Een bijzondere vermelding verdienen de sociale wespen en hommels. Van die insecten, die kolonies met honderden werksters vormen, sterft in de herfst de overgrote meerderheid. Enkel de koninginnen overwinteren. Een hommelkoningin overwintert bijvoorbeeld achter de schors van een dode boom en vliegt in het vroege voorjaar weer uit. Ze zoekt dan een geschikte plek (zoals een verlaten muizenhol), om een nieuwe kolonie te stichten.

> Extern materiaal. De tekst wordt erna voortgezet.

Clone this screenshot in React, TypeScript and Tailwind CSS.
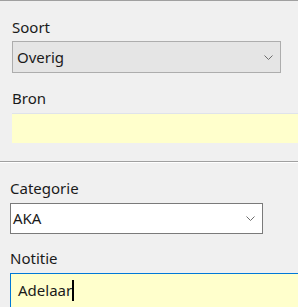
import React from 'react';

function Chevron() {
  return (
    <svg width="9" height="5" viewBox="0 0 9 5" className="shrink-0">
      <path d="M0.5 0.5 L4.5 4.5 L8.5 0.5" fill="none" stroke="#6d6d6d" strokeWidth="1" />
    </svg>
  );
}

export default function App() {
  return (
    <div
      className="w-[298px] h-[307px] overflow-hidden bg-[#f0f0f0] border-t border-[#a0a0a0] text-[15px] text-[#1a1a1a]"
      style={{ fontFamily: '"Noto Sans", "Open Sans", sans-serif' }}
    >
      {/* bovenste groep */}
      <div className="pl-[12px] pt-[14px]">
        <div className="h-[26px] leading-[24px]">Soort</div>
        <div className="w-[269px] h-[32px] flex items-center justify-between border border-[#adadad] bg-[#e5e5e5] pl-[4px] pr-[7px]">
          <span>Overig</span>
          <Chevron />
        </div>
        <div className="h-[40px] pt-[13px] leading-[24px]">Bron</div>
        <div className="h-[30px] border-t border-[#dfe3ea] bg-[#ffffcc]" />
      </div>
      <div className="mt-[18px] h-[2px] border-t border-[#a0a0a0] bg-white" />
      <div className="pl-[10px] pt-[13px]">
        <div className="h-[27px] leading-[24px]">Categorie</div>
        <div className="w-[253px] h-[31px] flex items-center justify-between border border-[#7a7a7a] bg-white pl-[2px] pr-[7px]">
          <span>AKA</span>
          <Chevron />
        </div>
        <div className="h-[39px] pt-[12px] leading-[24px]">Notitie</div>
        <div className="h-[40px] border border-[#0078d7] border-r-0 bg-[#ffffcc] pl-[7px] pt-[5px] flex items-start">
          <span className="leading-[22px]">Adelaar</span>
          <span className="w-[2px] h-[21px] mt-[1px] bg-black" />
        </div>
      </div>
    </div>
  );
}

Zachte winters zijn niet beter

Het is des mensen om snel medelijden te hebben met overwinterende dieren. “Ocharme, gaan die niet doodvriezen?” Dieren die hier al eeuwenlang leven, zijn perfect aangepast aan wintertemperaturen van -10 of zelfs -15°C. Voor die soorten is het erger wanneer, midden in de winter, de temperatuur boven de 10 of 15 °C uitkomt. Dan worden ze wakker, terwijl het eigenlijk nog veel te vroeg is. We zagen het al meermaals in de zachte winters van deze eeuw: egels die rondlopen tussen kerst en nieuw, of padden die in januari plots aan de paddentrek beginnen. Dat kan nefast zijn: ontwaken betekent energieverspilling en verbranding van broodnodige reserves. Vooral bij amfibieën kan dat leiden tot voortijdige sterfte of verminderde afzet van eitjes. Het is wellicht een van de factoren die bijdraagt aan de achteruitgang van de gewone pad.

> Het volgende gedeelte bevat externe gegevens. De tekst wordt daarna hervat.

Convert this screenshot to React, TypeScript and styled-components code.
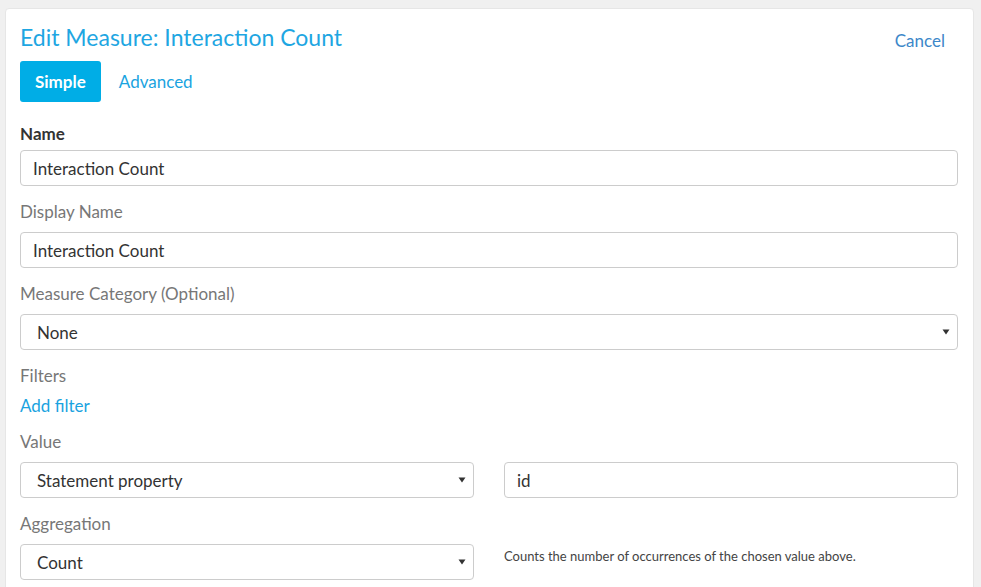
import React from "react";
import styled, { createGlobalStyle } from "styled-components";

const GlobalStyle = createGlobalStyle`
    html, body {
        margin: 0;
        padding: 0;
        background: #f0f0f0;
        font-family: Lato, "Open Sans", sans-serif;
    }
    * {
        box-sizing: border-box;
    }
`;

const Page = styled.div`
    padding: 8px 7px 0 5px;
    height: 587px;
    overflow: hidden;
`;

const Card = styled.div`
    background: #ffffff;
    border: 1px solid #e6e6e6;
    border-radius: 4px;
    padding: 13px 15px 20px 14px;
    min-height: 600px;
`;

const Header = styled.div`
    display: flex;
    justify-content: space-between;
    align-items: flex-start;
`;

const Title = styled.h1`
    margin: 0;
    font-size: 23px;
    font-weight: 400;
    line-height: 30px;
    color: #1ea6e2;
`;

const CancelLink = styled.a`
    font-size: 17px;
    color: #3d87c9;
    margin: 8px 13px 0 0;
    cursor: pointer;
`;

const Tabs = styled.div`
    display: flex;
    align-items: center;
    gap: 3px;
    margin-top: 9px;
    margin-bottom: 22px;
`;

const TabButton = styled.button<{ $active?: boolean }>`
    font-family: inherit;
    font-size: 17px;
    height: 41px;
    padding: 0 15px;
    border: none;
    border-radius: 3px;
    cursor: pointer;
    background: ${(p) => (p.$active ? "#00ade6" : "transparent")};
    color: ${(p) => (p.$active ? "#ffffff" : "#1aa3e0")};
    font-weight: ${(p) => (p.$active ? 700 : 400)};
`;

const Group = styled.div`
    margin-bottom: 16px;
`;

const Label = styled.div<{ $strong?: boolean }>`
    font-size: 17px;
    line-height: 20px;
    color: ${(p) => (p.$strong ? "#333333" : "#777777")};
    font-weight: ${(p) => (p.$strong ? 700 : 400)};
    margin-bottom: ${(p) => (p.$strong ? "6px" : "10px")};
`;

const TextInput = styled.div`
    height: 36px;
    border: 1px solid #cccccc;
    border-radius: 4px;
    padding: 0 12px;
    display: flex;
    align-items: center;
    font-size: 17px;
    color: #333333;
`;

const SelectBox = styled.div`
    height: 36px;
    border: 1px solid #cccccc;
    border-radius: 4px;
    padding: 0 7px 0 16px;
    display: flex;
    align-items: center;
    justify-content: space-between;
    font-size: 17px;
    color: #333333;
`;

const AddLink = styled.a`
    display: block;
    font-size: 17px;
    line-height: 20px;
    color: #1aa3e0;
    margin-top: 0;
    margin-bottom: 2px;
    cursor: pointer;
`;

const Row = styled.div`
    display: grid;
    grid-template-columns: 1fr 1fr;
    gap: 30px;
    align-items: start;
`;

const HelpText = styled.div`
    font-size: 13px;
    color: #444444;
    padding-top: 4px;
`;

const Caret = () => (
    <svg width="8" height="6" viewBox="0 0 8 6">
        <path d="M0.5 0.5 L7.5 0.5 L4 5.5 Z" fill="#333" />
    </svg>
);

const Select = ({ value }: { value: string }) => (
    <SelectBox>
        <span>{value}</span>
        <Caret />
    </SelectBox>
);

export default function App() {
    return (
        <Page>
            <GlobalStyle />
            <Card>
                <Header>
                    <Title>Edit Measure: Interaction Count</Title>
                    <CancelLink>Cancel</CancelLink>
                </Header>
                <Tabs>
                    <TabButton $active>Simple</TabButton>
                    <TabButton>Advanced</TabButton>
                </Tabs>

                <Group>
                    <Label $strong>Name</Label>
                    <TextInput>Interaction Count</TextInput>
                </Group>
                <Group>
                    <Label>Display Name</Label>
                    <TextInput>Interaction Count</TextInput>
                </Group>
                <Group>
                    <Label>Measure Category (Optional)</Label>
                    <Select value="None" />
                </Group>
                <Group>
                    <Label>Filters</Label>
                    <AddLink>Add filter</AddLink>
                </Group>
                <Group>
                    <Label>Value</Label>
                    <Row>
                        <Select value="Statement property" />
                        <TextInput>id</TextInput>
                    </Row>
                </Group>
                <Group>
                    <Label>Aggregation</Label>
                    <Row>
                        <Select value="Count" />
                        <HelpText>Counts the number of occurrences of the chosen value above.</HelpText>
                    </Row>
                </Group>
            </Card>
        </Page>
    );
}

De recente winters zijn niet alleen een pak zachter, het weer wordt ook steeds onvoorspelbaarder. En daardoor kunnen soorten zich gaan misrekenen. Als het erg vroeg in de lente warm is, kan het zijn dat vlindereitjes uitkomen nog voordat de bladeren van bomen uit de knoppen kwamen. Dan hebben de rupsen niets te eten. Of neem zandbijen. Die brengen de winter onder de grond door: na hun ontwikkeling als larve zitten ze in een holletje te wachten tot de lente echt uit de startblokken schiet en ze stuifmeel kunnen verzamelen op bloeiende wilgen. Het gebeurt echter steeds vaker dat warme dagen eind oktober of in november ervoor zorgen dat de bijen zich vergissen: ze beginnen dan al rond te vliegen en zijn eraan voor de moeite, want bloeiende wilgen zijn er niet. Klimaatverandering maakt het er voor al die overwinteraars niet gemakkelijker op.

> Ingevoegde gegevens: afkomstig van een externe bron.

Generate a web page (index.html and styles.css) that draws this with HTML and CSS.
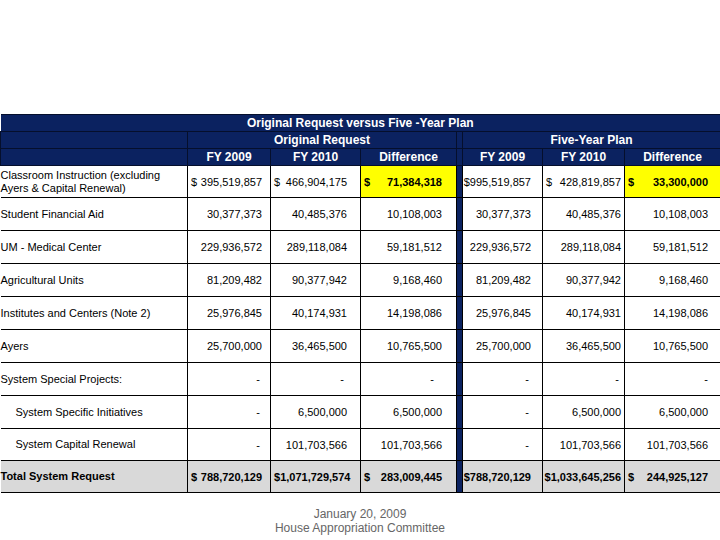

Maak van je tuin een overwinteringsplek

Laat je afgevallen bladeren liggen en afgestorven stengels staan

Die bladeren vormen een strooisellaag waar verschillende insecten in overwinteren – als larve, pop of volwassen insect. Ook padden kruipen graag onder een hoop bladeren. De dode stengels in je border bieden dan weer onderdak aan bijvoorbeeld lieveheersbeestjes.

Stapel snoeiafval en takken op een hoop

Zo creëer je een warm takkenhotel voor insecten, salamanders en egels. Ook onder dikkere houtblokken of stammetjes overwinteren heel wat beestjes.